The firm is paying an $8 million penalty to the SEC for alleged improper sales of inverse ETFs. In 2012, FINRA fined the firm $1.75 million and made it pay more than $600,000 in restitution for essentially the same behavior.
Morgan Stanley Smith Barney (MSSB) will pay an $8 million penalty and has admitted wrongdoing to settle charges related to single inverse Exchange Traded Fund (ETF) investments it recommended to advisory clients, according to the SEC, which finds that Morgan Stanley “did not adequately implement its policies and procedures to ensure that clients understood the risks involved with purchasing inverse ETFs.”
This penalty and these charges concern the mid-2010 to mid-2015 period. (MSSB became the broker-dealer for Morgan Stanley Wealth Management in 2012.)
Even before that, however, “MSSB knew the solicitation of these securities was a concern for regulators,” the commission says, pointing out that “MSSB’s parent company, Morgan Stanley & Co. LLC … was sanctioned by FINRA [the Financial Industry Regulatory Authority] in May 2012 and by the New Jersey Bureau of Securities in July 2013 for its lack of compliance policies prior to June 2009 specifically addressing the sale of non-traditional ETFs, including the single inverse ETFs at issue in this Order.”
In 2012, Morgan Stanley was one of four firms that were fined “more than $7.3 million and [were] required to pay a total of $1.8 million in restitution to certain customers who made unsuitable leveraged and inverse ETF purchases,” according to FINRA, which specifies that Morgan’s part of that total was a “$1.75 million fine and $604,584 in restitution.”
(The other three firms were Wells Fargo, Citigroup and UBS. At that time, the firms neither admitted nor denied the charges, FINRA says.)
“At the time it settled these matters, Morgan Stanley publicly stated that after June 2009, it took several steps to remedy its deficient supervisory systems and policies,” according to SEC officials.
However, the commission now charges — and Morgan Stanley does not dispute — that in the years following that settlement the firm “failed to obtain from several hundred clients a signed client disclosure notice, which stated that single inverse ETFs were typically unsuitable for investors planning to hold them longer than one trading session unless used as part of a trading or hedging strategy,” according to the commission.
The SEC also notes that the firm “solicited clients to purchase single inverse ETFs in retirement and other accounts, the securities were held long-term, and many of the clients experienced losses.”
“Unlike traditional mutual funds, shares of ETFs typically trade throughout the day on a securities exchange at prices established by the market,” the commission says in an investor alert issued jointly with FINRA. In turn, inverse ETFs “seek to deliver the opposite of the performance of the index or benchmark they track,” the commission says. “Like traditional ETFs, some leveraged and inverse ETFs track broad indices, some are sector-specific, and others are linked to commodities, currencies, or some other benchmark.
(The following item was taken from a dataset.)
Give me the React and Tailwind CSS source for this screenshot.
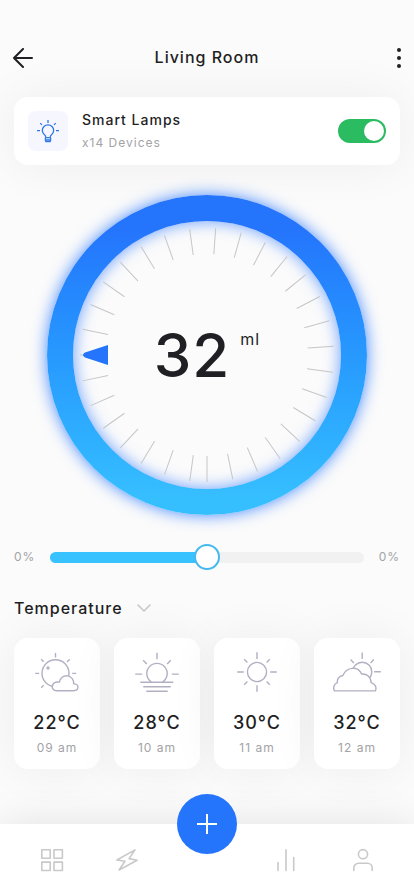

Inverse ETFs often are marketed as a way for investors to profit from, or at least hedge their exposure to, downward moving markets.”
For example, a “2x (two times) leveraged inverse ETF seeks to deliver double the opposite of that index’s performance,” according to the commission. “To accomplish their objectives, leveraged and inverse ETFs pursue a range of investment strategies through the use of swaps, futures contracts, and other derivative instruments.”
The SEC specifically warns investors that “because leveraged and inverse ETFs reset each day, their performance can quickly diverge from the performance of the underlying index or benchmark. In other words, it is possible that you could suffer significant losses even if the long-term performance of the index showed a gain.”
The applicable FINRA rule for this warning is rule 2111, which is known informally as the “suitability rule.” Rule 2111 requires any authority member to have “reasonable grounds for believing that [its] recommendation is suitable” for a non-broker-dealer, or non-institutional, customer “upon the basis of the facts, if any, disclosed by such customer as to his other security holdings and as to his financial situation and needs.”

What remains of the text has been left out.